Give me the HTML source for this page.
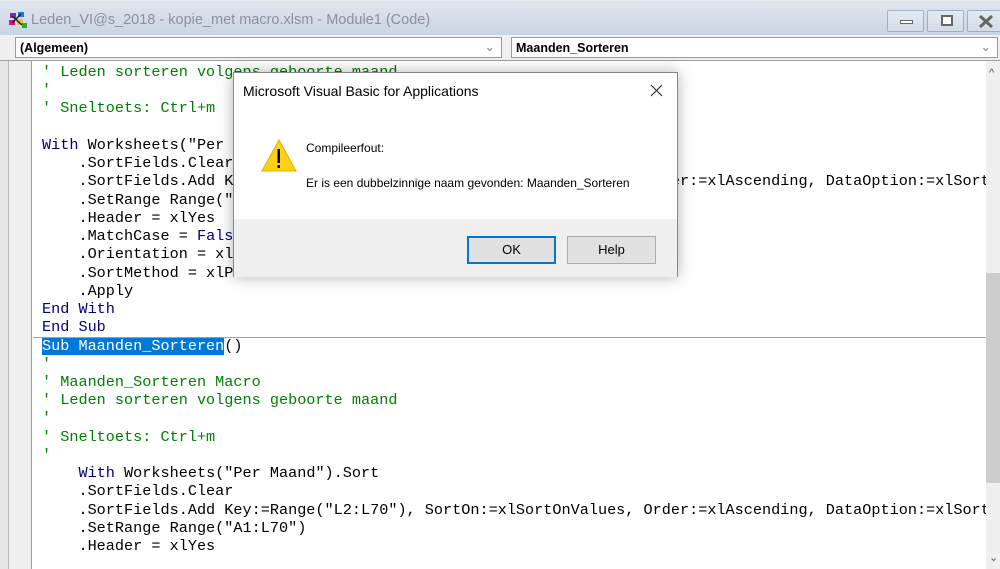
<!DOCTYPE html>
<html><head><meta charset="utf-8"><style>
*{margin:0;padding:0;box-sizing:border-box}
body{width:1000px;height:569px;overflow:hidden;position:relative;background:#fff;font-family:"Liberation Sans",sans-serif}
.title{position:absolute;left:0;top:0;width:1000px;height:35px;background:linear-gradient(#dfe6ee,#c9d5e3);border-top:1px solid #e8edf2}
.title .t{position:absolute;left:31px;top:11px;font-size:14.5px;color:#8a929b}
.wb{position:absolute;top:9px;height:22px;border:1px solid #9fb0c4;border-radius:2px;background:linear-gradient(#e3eaf2,#d3dce7)}
.bar{position:absolute;left:0;top:35px;width:1000px;height:26px;background:#f0f0f0;border-bottom:1px solid #a0a0a0}
.dd{position:absolute;top:2px;height:21px;background:#fff;border:1px solid #9a9a9a;font-weight:bold;font-size:12.5px;padding:3px 0 0 4px;color:#000}
.dd span{position:absolute;right:6px;top:1px;color:#888;font-weight:normal}
.gut{position:absolute;left:0;top:61px;width:32px;height:508px;background:#f0f0f0;border-left:8px solid #e6e6e6;border-right:1px solid #a0a0a0}
.gut:before{content:"";position:absolute;left:0;top:0;width:1px;height:100%;background:#bbb}
.code{position:absolute;left:42px;top:63px;font-family:"Liberation Mono",monospace;font-size:15.2px;line-height:18.23px;white-space:pre;color:#000}
.g{color:#008000}.k{color:#00007f}
.sel{background:#0078d7;color:#fff}
.sep{position:absolute;left:33px;top:337px;width:953px;height:1px;background:#a0a0a0}
.sb{position:absolute;left:986px;top:61px;width:14px;height:508px;background:#f0f0f0}
.thumb{position:absolute;left:986px;top:273px;width:14px;height:210px;background:#cdcdcd}
.dlg{position:absolute;left:233px;top:72px;width:445px;height:205px;background:#fff;border:1px solid #888;box-shadow:0 0 14px rgba(0,0,0,.3)}
.dlg .h{position:absolute;left:9px;top:10px;font-size:14px;color:#000}
.foot{position:absolute;left:0;top:146px;width:443px;height:58px;background:#f0f0f0}
.btn{position:absolute;top:17px;height:28px;width:89px;background:#e1e1e1;border:1px solid #adadad;font-size:13px;text-align:center;line-height:26px}
.m{position:absolute;left:72px;font-size:12px;color:#000}
</style></head><body>
<div class="title">
<svg style="position:absolute;left:8px;top:10px" width="20" height="18"><rect x="2" y="2" width="6" height="5" fill="#7a2bb5"/><rect x="10" y="1" width="6" height="5" fill="#1a7ad4"/><rect x="1" y="9" width="6" height="5" fill="#d41a8a"/><rect x="9" y="8" width="6" height="6" fill="#e6c81a"/><rect x="14" y="12" width="5" height="5" fill="#2aa84a"/><path d="M4 5L14 14M13 3L4 12" stroke="#222" stroke-width="1.5"/></svg>
<div class="t">Leden_VI@s_2018 - kopie_met macro.xlsm - Module1 (Code)</div>
<div class="wb" style="left:887px;width:37px"><div style="position:absolute;left:12px;top:9px;width:13px;height:4px;border:1px solid #666;background:#fff"></div></div>
<div class="wb" style="left:927px;width:37px"><div style="position:absolute;left:13px;top:4px;width:12px;height:11px;border:2px solid #666;background:#fff"></div></div>
<div class="wb" style="left:967px;width:35px"><svg style="position:absolute;left:10px;top:3px" width="16" height="15"><path d="M2 2L14 13M14 2L2 13" stroke="#666" stroke-width="3"/></svg></div>
</div>
<div class="bar">
<div class="dd" style="left:15px;width:487px">(Algemeen)<span>⌄</span></div>
<div class="dd" style="left:511px;width:487px">Maanden_Sorteren<span>⌄</span></div>
</div>
<div class="gut"></div>
<div class="code"><span class="g">' Leden sorteren volgens geboorte maand</span>
<span class="g">'</span>
<span class="g">' Sneltoets: Ctrl+m</span>

<span class="k">With</span> Worksheets("Per Maand").Sort
    .SortFields.Clear
    .SortFields.Add Key:=Range("L2:L70"), SortOn:=xlSortOnValues, Order:=xlAscending, DataOption:=xlSortNormal
    .SetRange Range("A1:L70")
    .Header = xlYes
    .MatchCase = <span class="k">False</span>
    .Orientation = xlTopToBottom
    .SortMethod = xlPinYin
    .Apply
<span class="k">End With</span>
<span class="k">End Sub</span>
<span class="sel">Sub Maanden_Sorteren</span>()
<span class="g">'</span>
<span class="g">' Maanden_Sorteren Macro</span>
<span class="g">' Leden sorteren volgens geboorte maand</span>
<span class="g">'</span>
<span class="g">' Sneltoets: Ctrl+m</span>
<span class="g">'</span>
    <span class="k">With</span> Worksheets("Per Maand").Sort
    .SortFields.Clear
    .SortFields.Add Key:=Range("L2:L70"), SortOn:=xlSortOnValues, Order:=xlAscending, DataOption:=xlSortNormal
    .SetRange Range("A1:L70")
    .Header = xlYes</div>
<div class="sep"></div>
<div class="sb"><div style="position:absolute;left:3px;top:6px;font-size:11px;color:#555">^</div><div style="position:absolute;left:3px;top:490px;font-size:11px;color:#555">⌄</div></div>
<div class="thumb"></div>
<div class="dlg">
<div class="h">Microsoft Visual Basic for Applications</div>
<svg style="position:absolute;left:416px;top:11px" width="13" height="13"><path d="M1 1L12 12M12 1L1 12" stroke="#333" stroke-width="1.2"/></svg>
<svg style="position:absolute;left:27px;top:66px" width="36" height="34"><path d="M18 1L35 32H1Z" fill="#fcd116" stroke="#e0b000"/><rect x="16.5" y="10" width="2.5" height="14" fill="#000"/><rect x="16.5" y="26" width="2.5" height="3" fill="#000"/></svg>
<div class="m" style="top:68px">Compileerfout:</div>
<div class="m" style="top:103px">Er is een dubbelzinnige naam gevonden: Maanden_Sorteren</div>
<div class="foot">
<div class="btn" style="left:233px;border:2px solid #0078d7;line-height:24px">OK</div>
<div class="btn" style="left:333px">Help</div>
</div>
</div>
</body></html>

- Task brief
Your copy of the data should match it exactly, except that pictures are left out.

- Exercise answer
Give me the HTML source for this page.
<!DOCTYPE html>
<html><head><meta charset="utf-8"><style>
*{margin:0;padding:0;box-sizing:border-box}
body{width:1000px;height:569px;overflow:hidden;position:relative;background:#fff;font-family:"Liberation Sans",sans-serif}
.title{position:absolute;left:0;top:0;width:1000px;height:35px;background:linear-gradient(#dfe6ee,#c9d5e3);border-top:1px solid #e8edf2}
.title .t{position:absolute;left:31px;top:11px;font-size:14.5px;color:#8a929b}
.wb{position:absolute;top:9px;height:22px;border:1px solid #9fb0c4;border-radius:2px;background:linear-gradient(#e3eaf2,#d3dce7)}
.bar{position:absolute;left:0;top:35px;width:1000px;height:26px;background:#f0f0f0;border-bottom:1px solid #a0a0a0}
.dd{position:absolute;top:2px;height:21px;background:#fff;border:1px solid #9a9a9a;font-weight:bold;font-size:12.5px;padding:3px 0 0 4px;color:#000}
.dd span{position:absolute;right:6px;top:1px;color:#888;font-weight:normal}
.gut{position:absolute;left:0;top:61px;width:32px;height:508px;background:#f0f0f0;border-left:8px solid #e6e6e6;border-right:1px solid #a0a0a0}
.gut:before{content:"";position:absolute;left:0;top:0;width:1px;height:100%;background:#bbb}
.code{position:absolute;left:42px;top:63px;font-family:"Liberation Mono",monospace;font-size:15.2px;line-height:18.23px;white-space:pre;color:#000}
.g{color:#008000}.k{color:#00007f}
.sel{background:#0078d7;color:#fff}
.sep{position:absolute;left:33px;top:337px;width:953px;height:1px;background:#a0a0a0}
.sb{position:absolute;left:986px;top:61px;width:14px;height:508px;background:#f0f0f0}
.thumb{position:absolute;left:986px;top:273px;width:14px;height:210px;background:#cdcdcd}
.dlg{position:absolute;left:233px;top:72px;width:445px;height:205px;background:#fff;border:1px solid #888;box-shadow:0 0 14px rgba(0,0,0,.3)}
.dlg .h{position:absolute;left:9px;top:10px;font-size:14px;color:#000}
.foot{position:absolute;left:0;top:146px;width:443px;height:58px;background:#f0f0f0}
.btn{position:absolute;top:17px;height:28px;width:89px;background:#e1e1e1;border:1px solid #adadad;font-size:13px;text-align:center;line-height:26px}
.m{position:absolute;left:72px;font-size:12px;color:#000}
</style></head><body>
<div class="title">
<svg style="position:absolute;left:8px;top:10px" width="20" height="18"><rect x="2" y="2" width="6" height="5" fill="#7a2bb5"/><rect x="10" y="1" width="6" height="5" fill="#1a7ad4"/><rect x="1" y="9" width="6" height="5" fill="#d41a8a"/><rect x="9" y="8" width="6" height="6" fill="#e6c81a"/><rect x="14" y="12" width="5" height="5" fill="#2aa84a"/><path d="M4 5L14 14M13 3L4 12" stroke="#222" stroke-width="1.5"/></svg>
<div class="t">Leden_VI@s_2018 - kopie_met macro.xlsm - Module1 (Code)</div>
<div class="wb" style="left:887px;width:37px"><div style="position:absolute;left:12px;top:9px;width:13px;height:4px;border:1px solid #666;background:#fff"></div></div>
<div class="wb" style="left:927px;width:37px"><div style="position:absolute;left:13px;top:4px;width:12px;height:11px;border:2px solid #666;background:#fff"></div></div>
<div class="wb" style="left:967px;width:35px"><svg style="position:absolute;left:10px;top:3px" width="16" height="15"><path d="M2 2L14 13M14 2L2 13" stroke="#666" stroke-width="3"/></svg></div>
</div>
<div class="bar">
<div class="dd" style="left:15px;width:487px">(Algemeen)<span>⌄</span></div>
<div class="dd" style="left:511px;width:487px">Maanden_Sorteren<span>⌄</span></div>
</div>
<div class="gut"></div>
<div class="code"><span class="g">' Leden sorteren volgens geboorte maand</span>
<span class="g">'</span>
<span class="g">' Sneltoets: Ctrl+m</span>

<span class="k">With</span> Worksheets("Per Maand").Sort
    .SortFields.Clear
    .SortFields.Add Key:=Range("L2:L70"), SortOn:=xlSortOnValues, Order:=xlAscending, DataOption:=xlSortNormal
    .SetRange Range("A1:L70")
    .Header = xlYes
    .MatchCase = <span class="k">False</span>
    .Orientation = xlTopToBottom
    .SortMethod = xlPinYin
    .Apply
<span class="k">End With</span>
<span class="k">End Sub</span>
<span class="sel">Sub Maanden_Sorteren</span>()
<span class="g">'</span>
<span class="g">' Maanden_Sorteren Macro</span>
<span class="g">' Leden sorteren volgens geboorte maand</span>
<span class="g">'</span>
<span class="g">' Sneltoets: Ctrl+m</span>
<span class="g">'</span>
    <span class="k">With</span> Worksheets("Per Maand").Sort
    .SortFields.Clear
    .SortFields.Add Key:=Range("L2:L70"), SortOn:=xlSortOnValues, Order:=xlAscending, DataOption:=xlSortNormal
    .SetRange Range("A1:L70")
    .Header = xlYes</div>
<div class="sep"></div>
<div class="sb"><div style="position:absolute;left:3px;top:6px;font-size:11px;color:#555">^</div><div style="position:absolute;left:3px;top:490px;font-size:11px;color:#555">⌄</div></div>
<div class="thumb"></div>
<div class="dlg">
<div class="h">Microsoft Visual Basic for Applications</div>
<svg style="position:absolute;left:416px;top:11px" width="13" height="13"><path d="M1 1L12 12M12 1L1 12" stroke="#333" stroke-width="1.2"/></svg>
<svg style="position:absolute;left:27px;top:66px" width="36" height="34"><path d="M18 1L35 32H1Z" fill="#fcd116" stroke="#e0b000"/><rect x="16.5" y="10" width="2.5" height="14" fill="#000"/><rect x="16.5" y="26" width="2.5" height="3" fill="#000"/></svg>
<div class="m" style="top:68px">Compileerfout:</div>
<div class="m" style="top:103px">Er is een dubbelzinnige naam gevonden: Maanden_Sorteren</div>
<div class="foot">
<div class="btn" style="left:233px;border:2px solid #0078d7;line-height:24px">OK</div>
<div class="btn" style="left:333px">Help</div>
</div>
</div>
</body></html>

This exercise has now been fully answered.